Vietnamese consumers have distinct preferences and local consumption habits. They tend to be brand-agnostic, focusing more on product performance. Vietnam’s terrain is mostly mountainous and hilly with complex road conditions. The high number of street vendors and small businesses creates demand for extended range and strong payload capacity.
However, some Chinese brands have failed to localize properly. They enter the Vietnamese market with domestic models and copy-paste marketing tactics—without adequate local market research.
Japanese firms, on the other hand, have fully embraced localization. Honda plans to launch 10 electric motorcycle models for Southeast Asia by 2025—each designed based on deep research into Vietnam’s geography, climate, and consumer usage patterns.

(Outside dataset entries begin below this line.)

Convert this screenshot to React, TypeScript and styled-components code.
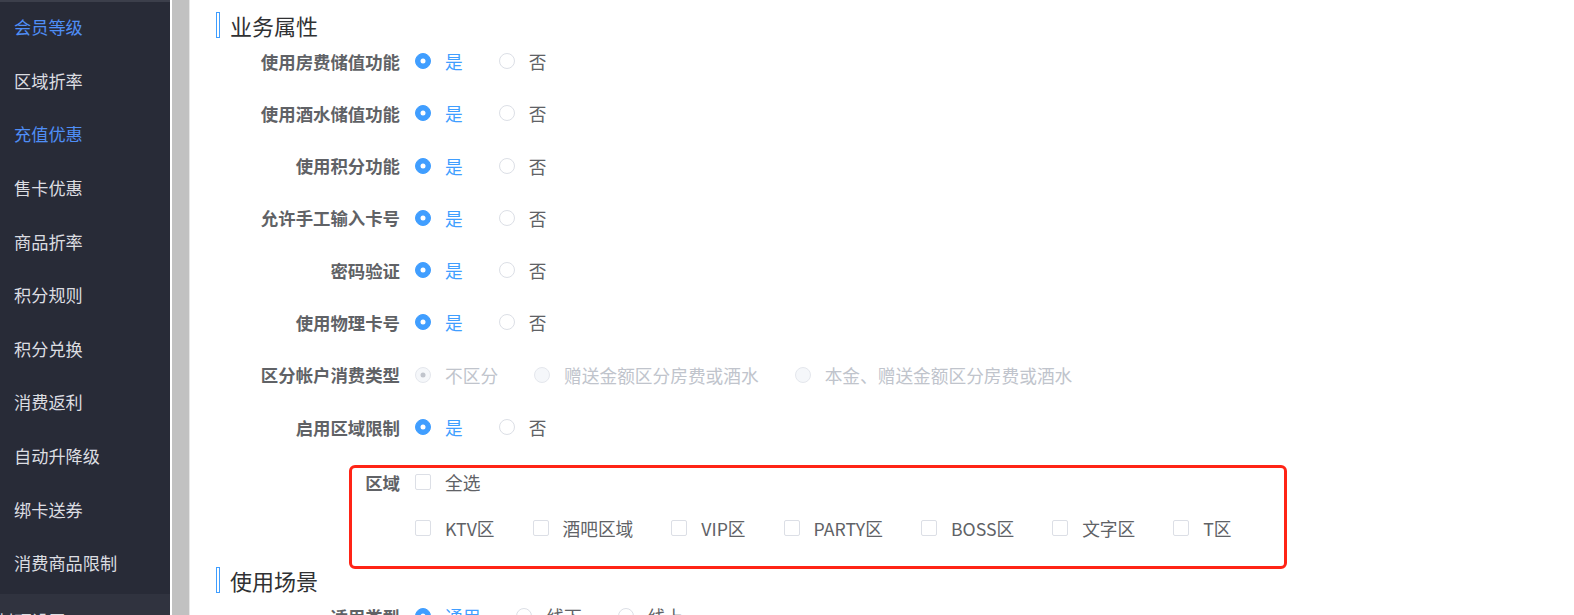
import styled, { createGlobalStyle } from "styled-components";

const GlobalStyle = createGlobalStyle`
  html, body {
    margin: 0;
    padding: 0;
    background: #fff;
  }
  body {
    font-family: "Noto Sans CJK SC", "Noto Sans", sans-serif;
    overflow: hidden;
  }
`;

const Page = styled.div`
  display: flex;
  height: 615px;
  overflow: hidden;
`;

const Sidebar = styled.nav`
  display: flex;
  flex-direction: column;
  width: 170px;
  flex-shrink: 0;
  background: #282b37;
  box-shadow: inset 0 2px 0 #3c3f4b;
  overflow: hidden;
`;

const MenuItem = styled.div<{ $active?: boolean }>`
  display: flex;
  align-items: center;
  flex-shrink: 0;
  height: 53.6px;
  padding-left: 14px;
  font-size: 17.2px;
  color: ${(p) => (p.$active ? "#4f8ef6" : "#dcdde1")};
`;

const SubMenuTitle = styled(MenuItem)`
  margin-top: 4px;
  padding-left: 0;
  background: #30333f;
  text-indent: -3px;
`;

const Gutter = styled.div`
  width: 17px;
  flex-shrink: 0;
  background: #c1c1c1;
  border-left: 2px solid #fff;
  border-right: 1px solid #e6e6e6;
`;

const Content = styled.main`
  flex: 1;
  padding-left: 26px;
  padding-top: 8px;
`;

const SectionTitle = styled.h3`
  display: flex;
  align-items: center;
  gap: 10px;
  height: 34px;
  margin: 0 0 5px;
  font-size: 22px;
  font-weight: 400;
  color: #303133;

  &::before {
    content: "";
    width: 2px;
    height: 24px;
    border: 1px solid #409eff;
    background: #fff;
  }
`;

const FormItem = styled.div`
  display: flex;
  align-items: center;
  height: 28px;
  margin-bottom: 24.3px;
`;

const Label = styled.label<{ $width?: number }>`
  width: ${(p) => p.$width ?? 199}px;
  flex-shrink: 0;
  padding-right: 15px;
  box-sizing: border-box;
  text-align: right;
  font-size: 17.4px;
  font-weight: 700;
  color: #606266;
`;

const RadioItem = styled.span`
  display: inline-flex;
  align-items: center;
  gap: 14px;
  margin-right: 36px;
`;

const RadioCircle = styled.span<{ $checked?: boolean; $disabled?: boolean }>`
  position: relative;
  width: 16px;
  height: 16px;
  box-sizing: border-box;
  border-radius: 50%;
  border: 1px solid
    ${(p) =>
      p.$disabled ? "#e4e7ed" : p.$checked ? "#409eff" : "#dcdfe6"};
  background: ${(p) =>
    p.$disabled ? "#f5f7fa" : p.$checked ? "#409eff" : "#fff"};

  &::after {
    content: "";
    display: ${(p) => (p.$checked ? "block" : "none")};
    position: absolute;
    left: 50%;
    top: 50%;
    width: 5px;
    height: 5px;
    border-radius: 50%;
    transform: translate(-50%, -50%);
    background: ${(p) => (p.$disabled ? "#c0c4cc" : "#fff")};
  }
`;

const OptionText = styled.span<{ $checked?: boolean; $disabled?: boolean }>`
  font-size: 17.7px;
  color: ${(p) =>
    p.$disabled ? "#c0c4cc" : p.$checked ? "#409eff" : "#606266"};
`;

const Highlight = styled.div`
  width: 932px;
  margin-left: 133px;
  margin-bottom: -6px;
  padding: 0 0 24px;
  border: 3px solid #ff2416;
  border-radius: 6px;
`;

const CheckRow = styled.div`
  display: flex;
  align-items: center;
  height: 28px;
  & + & {
    margin-top: 18px;
  }
`;

const CheckItem = styled.span`
  display: inline-flex;
  align-items: center;
  gap: 14px;
  margin-right: 38px;
`;

const CheckBox = styled.span`
  width: 16px;
  height: 16px;
  box-sizing: border-box;
  border: 1px solid #dcdfe6;
  border-radius: 2px;
  background: #fff;
`;

const menu = [
  { name: "会员等级", active: true },
  { name: "区域折率" },
  { name: "充值优惠", active: true },
  { name: "售卡优惠" },
  { name: "商品折率" },
  { name: "积分规则" },
  { name: "积分兑换" },
  { name: "消费返利" },
  { name: "自动升降级" },
  { name: "绑卡送券" },
  { name: "消费商品限制" },
];

const yesNoRows = [
  "使用房费储值功能",
  "使用酒水储值功能",
  "使用积分功能",
  "允许手工输入卡号",
  "密码验证",
  "使用物理卡号",
];

const areas = ["KTV区", "酒吧区域", "VIP区", "PARTY区", "BOSS区", "文字区", "T区"];

type Option = { text: string; checked?: boolean; disabled?: boolean };

function RadioGroup({ options }: { options: Option[] }) {
  return (
    <div>
      {options.map((o) => (
        <RadioItem key={o.text}>
          <RadioCircle $checked={o.checked} $disabled={o.disabled} />
          <OptionText $checked={o.checked} $disabled={o.disabled}>
            {o.text}
          </OptionText>
        </RadioItem>
      ))}
    </div>
  );
}

const yesNo: Option[] = [{ text: "是", checked: true }, { text: "否" }];

export default function App() {
  return (
    <>
      <GlobalStyle />
      <Page>
        <Sidebar>
          {menu.map((m) => (
            <MenuItem key={m.name} $active={m.active}>
              {m.name}
            </MenuItem>
          ))}
          <SubMenuTitle>封顶设置</SubMenuTitle>
        </Sidebar>
        <Gutter />
        <Content>
          <SectionTitle>业务属性</SectionTitle>
          {yesNoRows.map((label) => (
            <FormItem key={label}>
              <Label>{label}</Label>
              <RadioGroup options={yesNo} />
            </FormItem>
          ))}
          <FormItem>
            <Label>区分帐户消费类型</Label>
            <RadioGroup
              options={[
                { text: "不区分", checked: true, disabled: true },
                { text: "赠送金额区分房费或酒水", disabled: true },
                { text: "本金、赠送金额区分房费或酒水", disabled: true },
              ]}
            />
          </FormItem>
          <FormItem>
            <Label>启用区域限制</Label>
            <RadioGroup options={yesNo} />
          </FormItem>
          <Highlight>
            <CheckRow>
              <Label $width={63}>区域</Label>
              <CheckItem>
                <CheckBox />
                <OptionText>全选</OptionText>
              </CheckItem>
            </CheckRow>
            <CheckRow>
              <Label $width={63} />
              {areas.map((a) => (
                <CheckItem key={a}>
                  <CheckBox />
                  <OptionText>{a}</OptionText>
                </CheckItem>
              ))}
            </CheckRow>
          </Highlight>
          <SectionTitle>使用场景</SectionTitle>
          <FormItem>
            <Label>适用类型</Label>
            <RadioGroup
              options={[{ text: "通用", checked: true }, { text: "线下" }, { text: "线上" }]}
            />
          </FormItem>
        </Content>
      </Page>
    </>
  );
}
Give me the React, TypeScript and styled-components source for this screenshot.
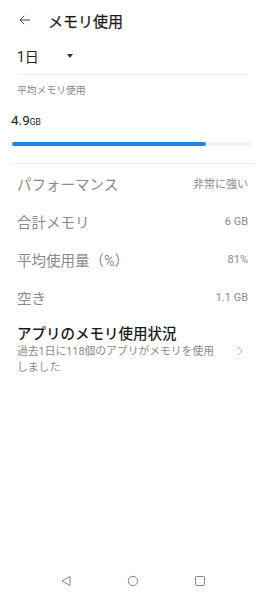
import React from "react";
import styled, { createGlobalStyle } from "styled-components";

const Global = createGlobalStyle`
  html, body {
    margin: 0;
    padding: 0;
    background: #fff;
  }
  body {
    font-family: Roboto, "Noto Sans CJK JP", sans-serif;
  }
`;

const stats = [
  { label: "パフォーマンス", value: "非常に強い" },
  { label: "合計メモリ", value: "6 GB" },
  { label: "平均使用量（%）", value: "81%" },
  { label: "空き", value: "1.1 GB" },
];

const App = () => {
  return (
    <Page>
      <Global />
      <Header>
        <BackIcon viewBox="0 0 14 12">
          <path d="M13 6H1.5M6 1L1 6l5 5" fill="none" stroke="#333" strokeWidth="1.1" />
        </BackIcon>
        <Title>メモリ使用</Title>
      </Header>

      <PeriodRow>
        <Period>1日</Period>
        <Caret viewBox="0 0 6 4">
          <path d="M0 0h6L3 4z" fill="#333" />
        </Caret>
      </PeriodRow>
      <Divider $inset />

      <Label>平均メモリ使用</Label>
      <Amount>
        4.9<Unit>GB</Unit>
      </Amount>
      <Track>
        <Fill style={{ width: "81%" }} />
      </Track>
      <Divider $gap />

      {stats.map((s) => (
        <StatRow key={s.label}>
          <StatLabel>{s.label}</StatLabel>
          <StatValue>{s.value}</StatValue>
        </StatRow>
      ))}

      <AppsRow>
        <AppsText>
          <AppsTitle>アプリのメモリ使用状況</AppsTitle>
          <AppsSub>
            過去1日に118個のアプリがメモリを使用
            <br />
            しました
          </AppsSub>
        </AppsText>
        <Chevron viewBox="0 0 6 10">
          <path d="M1 1l4 4-4 4" fill="none" stroke="#aaa" strokeWidth="0.9" />
        </Chevron>
      </AppsRow>

      <Spacer />

      <NavBar>
        <NavIcon viewBox="0 0 12 12">
          <path d="M10 1.5v9L2 6z" fill="none" stroke="#777" strokeWidth="0.9" strokeLinejoin="round" />
        </NavIcon>
        <NavIcon viewBox="0 0 12 12">
          <circle cx="6" cy="6" r="4.7" fill="none" stroke="#777" strokeWidth="0.9" />
        </NavIcon>
        <NavIcon viewBox="0 0 12 12">
          <rect x="1.5" y="1.5" width="9" height="9" rx="1" fill="none" stroke="#777" strokeWidth="0.9" />
        </NavIcon>
      </NavBar>
    </Page>
  );
};

const Page = styled.div`
  width: 265px;
  height: 596px;
  display: flex;
  flex-direction: column;
  overflow: hidden;
`;

const Header = styled.div`
  height: 40px;
  display: flex;
  align-items: center;
  padding-left: 19px;
`;

const BackIcon = styled.svg`
  width: 12px;
  height: 10px;
  margin-right: 17px;
`;

const Title = styled.div`
  font-size: 15px;
  font-weight: 400;
  color: #1a1a1a;
  -webkit-text-stroke: 0.25px #1a1a1a;
`;

const PeriodRow = styled.div`
  height: 32px;
  display: flex;
  align-items: center;
  padding-left: 17px;
`;

const Period = styled.span`
  font-size: 14px;
  color: #222;
  width: 50px;
`;

const Caret = styled.svg`
  width: 6px;
  height: 4px;
`;

const Divider = styled.div<{ $inset?: boolean; $gap?: boolean }>`
  height: 1px;
  background: #f0f0f0;
  margin: ${(p) => (p.$inset ? "0 17px" : "0 10px")};
  margin-top: ${(p) => (p.$gap ? "17px" : "2px")};
`;

const Label = styled.div`
  font-size: 9.8px;
  color: #888;
  padding: 9px 17px 0;
  line-height: 14px;
`;

const Amount = styled.div`
  font-size: 13.5px;
  color: #222;
  padding: 14px 11px 0;
  line-height: 16px;
`;

const Unit = styled.span`
  font-size: 8.5px;
`;

const Track = styled.div`
  margin: 12px 13px 0 12px;
  height: 4px;
  border-radius: 2px;
  background: #f5f5f5;
`;

const Fill = styled.div`
  height: 100%;
  border-radius: 2px;
  background: #1e86e3;
`;

const StatRow = styled.div`
  height: 38px;
  display: flex;
  align-items: center;
  justify-content: space-between;
  padding: 0 17px;
  &:first-of-type {
    margin-top: -1px;
  }
`;

const StatLabel = styled.span`
  font-size: 14.5px;
  color: #8a8a8a;
`;

const StatValue = styled.span`
  font-size: 11px;
  color: #8a8a8a;
`;

const AppsRow = styled.div`
  display: flex;
  align-items: center;
  padding: 10px 17px 0;
`;

const AppsText = styled.div`
  flex: 1;
`;

const AppsTitle = styled.div`
  font-size: 14.5px;
  font-weight: 500;
  color: #1a1a1a;
  line-height: 18px;
`;

const AppsSub = styled.div`
  font-size: 10.8px;
  color: #8a8a8a;
  line-height: 16px;
`;

const Chevron = styled.svg`
  width: 6px;
  height: 10px;
  margin-right: 5px;
`;

const Spacer = styled.div`
  flex: 1;
`;

const NavBar = styled.div`
  height: 30px;
  display: flex;
  justify-content: center;
  align-items: center;
  gap: 55px;
`;

const NavIcon = styled.svg`
  width: 12px;
  height: 12px;
`;

export default App;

Local Vietnamese brand VinFast is also ramping up R&D and launching new models tailored to consumer demand. Without timely product and strategy adjustments, Chinese brands could be left behind in this new round of competition.
In addition to product and brand competition, Vietnam’s regulatory environment poses significant compliance risks. Tax policies and environmental standards are evolving. If Chinese firms fail to adapt quickly, they may face fines or bans.
For instance, Vietnam adjusts tax policies based on macroeconomic conditions. Shifts in import tariffs or corporate tax rates could directly impact profit margins. On the environmental front, authorities are imposing stricter regulations on battery recycling and emissions. Brands that fall short may be barred from entering the market—or incur heavy fines.
Some Chinese brands have already encountered these issues. Products were delayed because they failed to meet environmental inspection standards, resulting in financial losses and missed market windows.
In Vietnam, China’s electric two-wheeler industry is undergoing a crucial transformation—from “exporting products” to “exporting brands.” This is more than just a contest over market share; it’s a milestone in China’s push toward higher-end, globally competitive manufacturing.
According to the "2024 China Electric Two-Wheeler Industry White Paper" published by EVTank and the China EV Economic Research Institute, Southeast Asia continues to show strong market growth, with Vietnam standing out as a high-potential region. This presents huge development opportunities for Chinese companies—but also fierce competition, policy complexity, and increasingly diverse consumer demands.
To complete the leap from export to global brand, Chinese firms must focus on three pillars: technological innovation, deep localization, and industry self-discipline.
Technological innovation enhances product competitiveness. Companies should increase investment in solid-state batteries (which offer higher energy density and safety than traditional lithium-ion batteries) and in smart connectivity for real-time vehicle monitoring and remote control, enriching the user experience.
Localization is essential for market integration. Vietnam’s unique geography, culture, and consumer behavior demand tailored solutions. Research shows Vietnamese buyers value range, cargo space, and comfort. Chinese brands should develop models suited for mountain roads and rainy weather, and establish local service networks for repair and parts.
Industry self-discipline ensures sustainable development. Companies must avoid another race to the bottom. Through industry associations, they can develop unified quality standards, share market intelligence, and collaborate on compliance. Joint R&D, for example, could help mitigate regulatory risk.
Looking forward, if Chinese electric two-wheeler brands can continue investing in innovation, local adaptability, and responsible business practices, they will evolve from being simply “cost-effective” to being globally trusted brands. In Vietnam—and beyond—they can lead the transformation toward sustainable mobility and establish China as a world-class powerhouse in green transportation.